HDU4391(线段树+剪枝)

时间：2016-01-19 17:09:20 阅读：139 评论：0 收藏：0 [点我收藏+]

Paint The Wall

Time Limit: 20000/10000 MS (Java/Others) Memory Limit: 32768/32768 K (Java/Others)
Total Submission(s): 3114 Accepted Submission(s): 846

Problem Description

As a amateur artist, Xenocide loves painting the wall. The wall can be considered as a line consisting of n nodes. Each node has its own color.

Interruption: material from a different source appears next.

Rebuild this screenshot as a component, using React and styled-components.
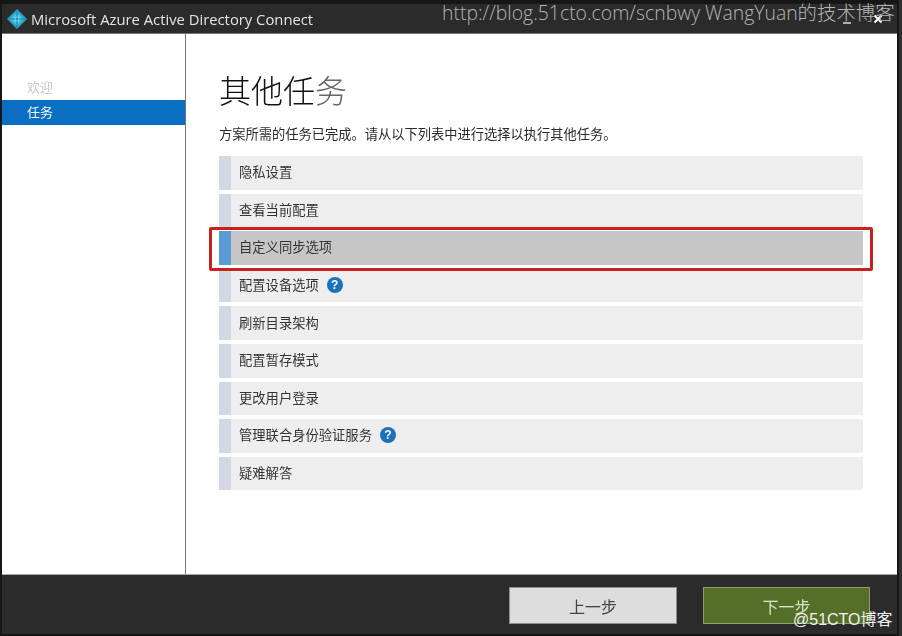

Xenocide spends all day in front of the wall. Sometimes, he paints some consecutive nodes so that these nodes have the same color. When he feels tired, he focuses on a particular color and counts the number of nodes that have this color within a given interval.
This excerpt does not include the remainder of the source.